Aquella imagen debía de ser la fotografía de un pasaporte. Parecía un delincuente, con gesto obstinado y un ojo medio cerrado.

«… fue abatido por un oficial noruego cuyo nombre no se ha proporcionado, y murió en el acto. Fuentes de la embajada norteamericana en Noruega informan de que había un número muy restringido de personas implicadas en la conspiración y que todas ellas han sido ya detenidas por la Policía.»

– En realidad, lo más impresionante de todo es que hayan sido capaces de inventarse una historia así en tan poco tiempo -dijo Inger Johanne-. Sobre todo eso de que no habían secuestrado a la presidenta, sino que se había escondido ella misma para contribuir a descubrir a unos criminales que planeaban un atentado. ¿Crees que tienen ese tipo de historias preparadas, o qué?

– Tal vez. No creo. Durante los próximos días vamos a ver cómo extienden magistralmente una bruma por encima de todo el asunto. Si no tienen este tipo de historias preparadas, al menos tienen expertos en cosas así. Lijan, martillean y lo montan todo en un momento. Al final sacan una historia con la que se conformará la gran mayoría de la gente. Y luego vendrán las teorías de la conspiración, que alimentarán a los paranoicos, pero a ellos nadie los escucha. Y así el mundo sigue su curso torcido, hasta que resulta imposible saber lo que es verdad y lo que es mentira y, estrictamente, nadie se molesta en averiguarlo. Es más cómodo así. Para todos. ¡Joder, qué dolor!

Se encogió.

«… se espera que la presidenta Bentley, que aterrizará en su país dentro de pocas horas, presente sus disculpas ante Arabia Saudí e Irán. Se ha anunciado un discurso para el pueblo norteamericano para mañana a las…»

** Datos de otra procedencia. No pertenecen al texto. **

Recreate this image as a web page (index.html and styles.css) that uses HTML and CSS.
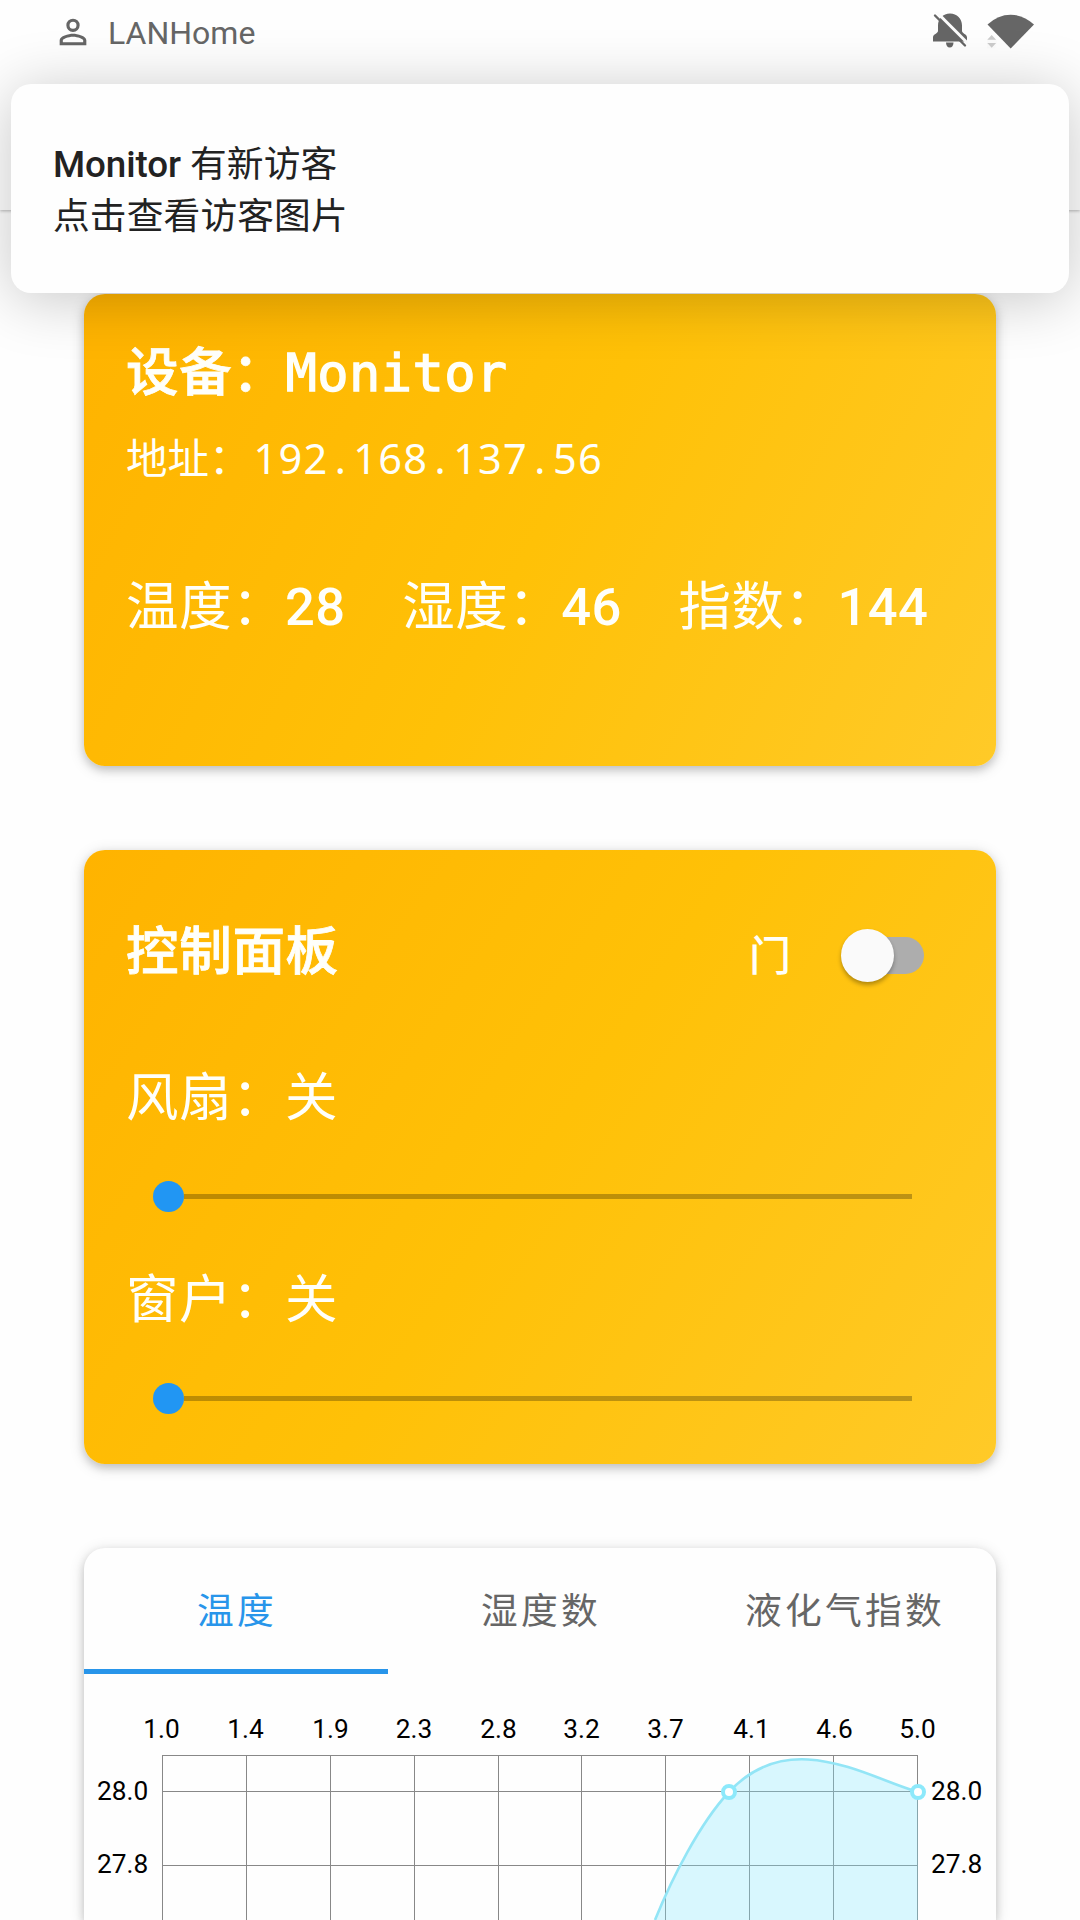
FILE: index.html
```html
<!DOCTYPE html>
<html lang="zh-CN">
<head>
<meta charset="utf-8">
<title>LANHome</title>
<link rel="stylesheet" href="styles.css">
</head>
<body>
<header class="app-bar">
  <div class="status-bar">
    <svg class="person" viewBox="0 0 24 24" width="40" height="40"><path fill="#666" d="M12 5.9a2.1 2.1 0 1 1 0 4.2 2.1 2.1 0 0 1 0-4.2m0 9c2.97 0 6.1 1.46 6.1 2.1v1.1H5.9V17c0-.64 3.13-2.1 6.1-2.1M12 4a4 4 0 1 0 0 8 4 4 0 0 0 0-8zm0 9c-2.67 0-8 1.34-8 4v3h16v-3c0-2.66-5.33-4-8-4z"/></svg>
    <span class="app-name">LANHome</span>
    <svg class="bell" viewBox="0 0 36 36" width="36" height="36">
      <path fill="#666" d="M18 1.500c7 0 12 5 12 12V19c0 2.500 5 3 5 6.500V29.500H1v-4C1 22 6 21.500 6 19v-5.500c0-7 5-12 12-12zM14 30.500h7.500c0 3-1.500 5-3.700 5s-3.800-2-3.800-5z"/>
      <path stroke="#fcfcfc" stroke-width="3" d="M4-.5 36 31.500"/>
      <path stroke="#666" stroke-width="2.400" stroke-linecap="round" d="M3 3.500 33 33.500"/>
    </svg>
    <svg class="wifi" viewBox="0 0 48 36" width="48" height="36">
      <path fill="#666" d="M.5 11.500Q11 1.700 23.700 1.700T47 11.500L23.700 35.500z"/>
      <path d="M0 26.800 4.500 21.800 10 27.500v2l-2 6H0z" fill="#fbfbfb"/>
      <path d="M.3 26.700h8.800L4.700 22zM.3 30h8.800L4.700 34.700z" fill="#ccc"/>
    </svg>
  </div>
</header>

<aside class="notification">
  <p><b>Monitor</b> 有新访客</p>
  <p>点击查看访客图片</p>
</aside>

<main class="content">
  <section class="card device">
    <h1 class="title">设备：<span class="mono">Monitor</span></h1>
    <p class="address">地址：<span class="ip">192<i>.</i>168<i>.</i>137<i>.</i>56</span></p>
    <div class="stats">
      <span>温度：<b>28</b></span>
      <span>湿度：<b>46</b></span>
      <span>指数：<b>144</b></span>
    </div>
  </section>

  <section class="card control">
    <div class="control-head">
      <h2 class="title">控制面板</h2>
      <span class="door">门</span>
      <span class="switch"><span class="knob"></span></span>
    </div>
    <p class="label">风扇：关</p>
    <div class="slider"><span class="thumb"></span><span class="track"></span></div>
    <p class="label second">窗户：关</p>
    <div class="slider"><span class="thumb"></span><span class="track"></span></div>
  </section>

  <section class="card charts">
    <nav class="tabs">
      <span class="tab active">温度</span>
      <span class="tab">湿度数</span>
      <span class="tab">液化气指数</span>
    </nav>
    <svg class="chart" viewBox="84 1674 912 246" width="912" height="246">
      <g stroke="#888" fill="none">
        <path d="M162 1755.500H918M162 1791.500H918M162 1865.500H918"/>
        <path d="M162.500 1755V1920M246.500 1755V1920M330.500 1755V1920M414.500 1755V1920M498.500 1755V1920M581.500 1755V1920M665.500 1755V1920M749.500 1755V1920M833.500 1755V1920M917.500 1755V1920"/>
      </g>
      <path fill="#80e8ff" fill-opacity=".3" d="M655 1920C672 1878 700 1823 729 1792C790 1726 868 1778 918 1792V1920z"/>
      <path fill="none" stroke="#93e5f6" stroke-width="2.600" d="M655 1920C672 1878 700 1823 729 1792C790 1726 868 1778 918 1792"/>
      <g fill="#fff" stroke="#8de9fb" stroke-width="4"><circle cx="729" cy="1792" r="6"/><circle cx="918" cy="1792" r="6"/></g>
      <g class="axis" text-anchor="middle">
        <text x="161.500" y="1738">1.0</text><text x="245.500" y="1738">1.4</text><text x="330.500" y="1738">1.9</text><text x="414" y="1738">2.3</text><text x="498.500" y="1738">2.8</text>
        <text x="581.500" y="1738">3.2</text><text x="665.500" y="1738">3.7</text><text x="751.500" y="1738">4.1</text><text x="834.500" y="1738">4.6</text><text x="917.500" y="1738">5.0</text>
      </g>
      <g class="axis">
        <text x="97" y="1800">28.0</text><text x="97" y="1873">27.8</text>
        <text x="931" y="1800">28.0</text><text x="931" y="1873">27.8</text>
      </g>
    </svg>
  </section>
</main>
</body>
</html>
```
FILE: styles.css
```css
* { box-sizing: border-box; }

body {
  margin: 0;
  width: 1080px;
  height: 1920px;
  overflow: hidden;
  position: relative;
  background: #fefefe;
  font-family: Roboto, "Noto Sans CJK SC", sans-serif;
}

h1, h2, p { margin: 0; }
svg { display: block; }

.app-bar {
  height: 210px;
  background: #fefefe;
  box-shadow: 0 1px 3px rgba(0, 0, 0, .28);
}

.status-bar {
  display: flex;
  align-items: flex-start;
  height: 84px;
  padding: 12px 45px 0 53px;
}

.app-name {
  margin: 2px auto 0 15px;
  font-size: 32px;
  line-height: 38px;
  color: #666;
}

.bell { margin-right: 19px; }
.wifi { margin-top: 1px; }

/* Heads-up notification floating over the page */
.notification {
  position: absolute;
  z-index: 2;
  left: 11px;
  top: 84px;
  width: 1058px;
  height: 209px;
  padding: 55px 42px 0;
  border-radius: 20px;
  background: #fefefe;
  box-shadow: 0 6px 60px rgba(0, 0, 0, .22);
  color: #222;
  font-size: 36.750px;
  line-height: 52px;
  letter-spacing: .1px;
}

.notification b {
  font-weight: 500;
  letter-spacing: -.1px;
}

.content {
  display: flex;
  flex-direction: column;
  gap: 84px;
  padding: 84px 84px 0;
}

.card {
  flex: none;
  border-radius: 21px;
  color: #fffffa;
  box-shadow: 0 4px 8px rgba(0, 0, 0, .16), 0 3px 16px rgba(0, 0, 0, .14);
}

.title {
  font-size: 52.500px;
  line-height: 62px;
  font-weight: 500;
  letter-spacing: .7px;
  -webkit-text-stroke: .8px currentColor;
}

.device {
  height: 472px;
  padding: 48px 42px 0;
  background: linear-gradient(117.400deg, #ffb300, #ffc107 50%, #ffca28);
}

.mono {
  font-family: "DejaVu Sans Mono", monospace;
  font-size: 52px;
  font-weight: 400;
  letter-spacing: .4px;
  -webkit-text-stroke: 1.300px currentColor;
}

.address {
  margin-top: 29px;
  height: 50px;
  font-size: 41.500px;
  line-height: 50px;
}

.ip {
  margin-left: 3px;
  font-family: "Noto Sans", sans-serif;
  letter-spacing: 1.200px;
}

.ip i {
  display: inline-block;
  width: 25px;
  font-style: normal;
  text-align: center;
}

.stats {
  display: flex;
  gap: 56.500px;
  margin-top: 93px;
  font-size: 52.500px;
  line-height: 62px;
  letter-spacing: .5px;
  white-space: nowrap;
}

.stats b { font-weight: 500; }

.control {
  height: 614px;
  padding: 71px 42px 0;
  background: linear-gradient(123.950deg, #ffb300, #ffc107 50%, #ffca28);
}

.control-head {
  display: flex;
  align-items: center;
  height: 62px;
}

.door {
  margin: 9px 54px 0 auto;
  font-size: 42px;
  line-height: 50px;
  font-weight: 500;
}

.switch {
  width: 79px;
  height: 37px;
  margin: 7px 30px 0 0;
  border-radius: 19px;
  background: #adadad;
}

.knob {
  display: block;
  width: 53px;
  height: 53px;
  margin: -8px 0 0 -4px;
  border-radius: 50%;
  background: #fafafa;
  box-shadow: 0 3px 4px rgba(0, 0, 0, .3);
}

.label {
  margin-top: 84px;
  font-size: 52.500px;
  line-height: 62px;
  letter-spacing: .5px;
}

.label.second { margin-top: 57px; }

.slider {
  display: flex;
  align-items: center;
  height: 31px;
  margin: 52px 42px 0 27px;
}

.thumb {
  width: 31px;
  height: 31px;
  border-radius: 50%;
  background: #2196f3;
}

.track {
  flex: 1;
  height: 5px;
  background: rgba(0, 0, 0, .26);
}

.charts {
  height: 372px;
  border-radius: 21px 21px 0 0;
  background: #fefefe;
}

.tabs {
  display: flex;
  height: 126px;
}

.tab {
  flex: 1;
  padding-left: 2px;
  font-size: 36.750px;
  line-height: 128px;
  letter-spacing: 3.280px;
  text-align: center;
  color: #666;
}

.tab.active {
  color: #2895ea;
  box-shadow: inset 0 -5px #2895ea;
}

.axis {
  font-size: 26.250px;
  fill: #000;
}
```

– Apágala -dijo Yngvar rodeando a Inger Johanne con el brazo, la besó en la sien-. Ya hemos oído suficiente. Son todo invenciones y mentiras. No quiero oírlo.

Ella cogió el mando a distancia y se hizo el silencio, luego se acurrucó junto a él y acarició con suavidad su velludo antebrazo. Así permanecieron largo rato; sintió el olor de Yngvar y se alegró de que el verano por fin hubiera llegado.

– Oye -dijo Yngvar, ella casi se había quedado dormida.

– Sí.

– Quiero saber lo que te hizo Warren.

Inger Johanne no respondió, pero tampoco se apartó de él, como hacía siempre que surgía la menor insinuación sobre aquel asunto que los separaba desde que se conocieron un cálido día de primavera, casi cinco años antes. No dejó de respirar y no le dio la espalda. La postura no le permitía verle la cara, pero no daba la impresión de que estuviera cerrando y apretando las mandíbulas como siempre había hecho hasta ese momento.

– Creo que ya es hora -dijo, y puso la boca junto a su oreja-. Creo que ya es hora, Inger Johanne.

– Sí -dijo ella-. Ya es hora.

Tomó aire profundamente.

– Yo sólo tenía veintitrés años y estábamos en DC para…

Cuando se acostaron, ya eran las tres de la mañana.

Un nuevo día apenas había comenzado a asomar por el este, por encima de las copas de los árboles. Yngvar nunca iba a saber que no había sido el primero en escuchar el doloroso secreto de Inger Johanne.

«Da igual», pensó ella.

La primera persona fue la presidenta de Estados Unidos, y nunca volverían a verla.